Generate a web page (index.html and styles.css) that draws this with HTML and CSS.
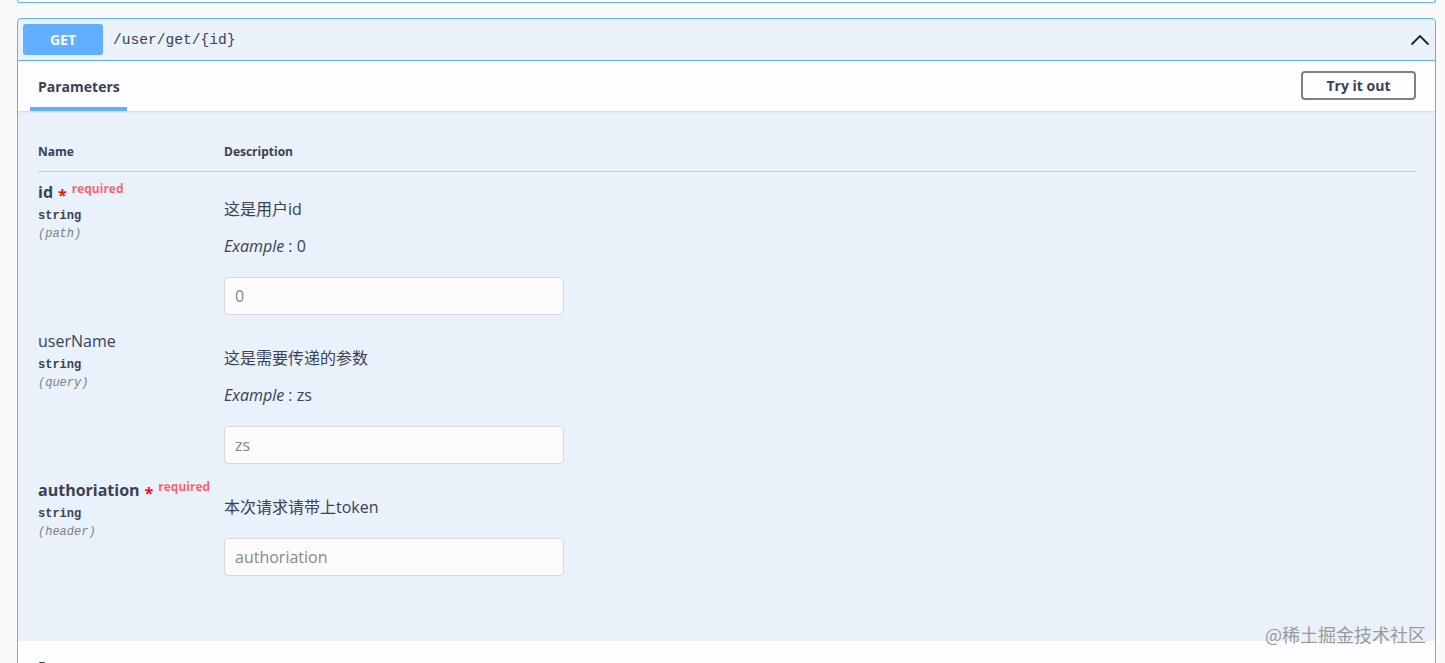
FILE: index.html
```html
<!DOCTYPE html>
<html lang="zh">
<head>
<meta charset="utf-8">
<title>Swagger</title>
<link rel="stylesheet" href="styles.css">
</head>
<body>
<div class="prev-block"></div>
<div class="opblock">
  <div class="summary">
    <span class="method">GET</span>
    <span class="path">/user/get/{id}</span>
    <svg class="chev" width="20" height="20" viewBox="0 0 20 20"><path d="M1.5 14.5 L10 6 L18.5 14.5" fill="none" stroke="#222" stroke-width="1.8"/></svg>
  </div>
  <div class="section-header">
    <div class="tab"><h4>Parameters</h4></div>
    <button class="try">Try it out</button>
  </div>
  <div class="params">
    <div class="thead"><div class="col-name">Name</div><div>Description</div></div>
    <div class="row">
      <div class="col-name">
        <div class="pname bold">id<span class="star">*</span><span class="req">required</span></div>
        <div class="ptype">string</div>
        <div class="pin">(path)</div>
      </div>
      <div class="col-desc">
        <p class="desc">这是用户id</p>
        <p class="example"><i>Example</i> : 0</p>
        <input class="field" type="text" placeholder="0">
      </div>
    </div>
    <div class="row">
      <div class="col-name">
        <div class="pname">userName</div>
        <div class="ptype">string</div>
        <div class="pin">(query)</div>
      </div>
      <div class="col-desc">
        <p class="desc">这是需要传递的参数</p>
        <p class="example"><i>Example</i> : zs</p>
        <input class="field" type="text" placeholder="zs">
      </div>
    </div>
    <div class="row">
      <div class="col-name">
        <div class="pname bold">authoriation<span class="star">*</span><span class="req">required</span></div>
        <div class="ptype">string</div>
        <div class="pin">(header)</div>
      </div>
      <div class="col-desc">
        <p class="desc last">本次请求请带上token</p>
        <input class="field" type="text" placeholder="authoriation">
      </div>
    </div>
  </div>
  <div class="responses"><h4>Responses</h4></div>
</div>
<div class="watermark">@稀土掘金技术社区</div>
</body>
</html>
```

FILE: styles.css
```css
* { box-sizing: border-box; }
html, body { margin: 0; padding: 0; }
body {
  background: #fafafa;
  font-family: "Open Sans", "Noto Sans CJK SC", sans-serif;
  color: #3b4151;
  position: relative;
  height: 663px;
  overflow: hidden;
}
.prev-block {
  height: 3px;
  margin: 0 9px 0 17px;
  border: 1px solid #61affe;
  border-top: none;
  border-radius: 0 0 4px 4px;
  background: #fff;
}
.opblock {
  margin: 15px 9px 0 17px;
  border: 1px solid #61affe;
  border-radius: 4px;
  background: rgba(97, 175, 254, 0.11);
}
.summary {
  display: flex;
  align-items: center;
  padding: 5px;
  border-bottom: 1px solid #61affe;
}
.method {
  width: 80px;
  height: 31px;
  border-radius: 3px;
  background: #61affe;
  color: #fff;
  font-weight: 700;
  font-size: 14px;
  display: flex;
  align-items: center;
  justify-content: center;
}
.path {
  margin-left: 10px;
  font-family: "Liberation Mono", monospace;
  font-size: 14.6px;
  color: #3b4151;
  flex: 1;
}
.section-header {
  display: flex;
  align-items: center;
  justify-content: space-between;
  min-height: 50px;
  padding: 0 19px 0 12px;
  background: rgba(255, 255, 255, 0.85);
  box-shadow: 0 1px 2px rgba(0, 0, 0, 0.1);
}
.tab {
  align-self: stretch;
  display: flex;
  align-items: center;
  padding: 4px 7px 0 8px;
  border-bottom: 4px solid #61affe;
}
.tab h4 {
  margin: 0;
  font-size: 14px;
  font-weight: 700;
  color: #3b4151;
}
.try {
  font-family: "Open Sans", sans-serif;
  font-size: 14px;
  font-weight: 700;
  color: #3b4151;
  background: transparent;
  border: 2px solid #808080;
  border-radius: 4px;
  height: 29px;
  width: 115px;
  padding: 0;
  margin-top: -1px;
}
.params {
  padding: 20px 19px 59px 20px;
}
.thead {
  display: flex;
  padding: 13px 0 11px;
  font-size: 12px;
  line-height: 16px;
  font-weight: 700;
  border-bottom: 1px solid rgba(59, 65, 81, 0.2);
}
.col-name { width: 186px; flex: none; }
.row {
  display: flex;
  padding: 1px 0 6px;
}
.row .col-name { padding-top: 9px; }
.col-desc { padding-top: 26px; }
.pname {
  font-size: 16px;
  line-height: 20px;
  height: 20px;
  white-space: nowrap;
}
.pname.bold { font-weight: 700; }
.star {
  color: #e81414;
  font-size: 16px;
  line-height: 0;
  margin-left: 5px;
  vertical-align: -3px;
}
.req {
  color: rgba(255, 0, 0, 0.6);
  font-size: 12px;
  line-height: 0;
  font-weight: 700;
  margin-left: 5px;
  vertical-align: 5px;
}
.ptype {
  margin-top: 6px;
  font-family: "Liberation Mono", monospace;
  font-size: 12px;
  line-height: 16px;
  font-weight: 700;
}
.pin {
  margin-top: 2px;
  font-family: "Liberation Mono", monospace;
  font-size: 12px;
  line-height: 16px;
  font-style: italic;
  color: #808080;
}
.desc, .example {
  margin: 0 0 17px;
  font-size: 16px;
  line-height: 20px;
}
.example, .desc.last { margin-bottom: 21px; }
.field {
  display: block;
  width: 340px;
  height: 38px;
  padding: 0 10px;
  border: 1px solid #d9d9d9;
  border-radius: 4px;
  background: #fbfbfb;
  font-family: "Open Sans", sans-serif;
  font-size: 16px;
  color: #3b4151;
  outline: none;
}
.field::placeholder { color: #888; }
.responses {
  background: rgba(255, 255, 255, 0.85);
  min-height: 50px;
  padding: 0 20px;
  display: flex;
  align-items: center;
}
.responses h4 { margin: 0; font-size: 14px; font-weight: 700; }
.watermark {
  position: absolute;
  left: 1265px;
  top: 624px;
  font-family: "Noto Sans CJK SC", sans-serif;
  font-size: 18px;
  line-height: 20px;
  color: #9a9a9a;
  white-space: nowrap;
}
```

• WHAT IS BEING ASKED: Copy, from the material above, each line in which the string "styles" occurs.

• FINISHED EXERCISE:
Generate a web page (index.html and styles.css) that draws this with HTML and CSS.
<link rel="stylesheet" href="styles.css">
FILE: styles.css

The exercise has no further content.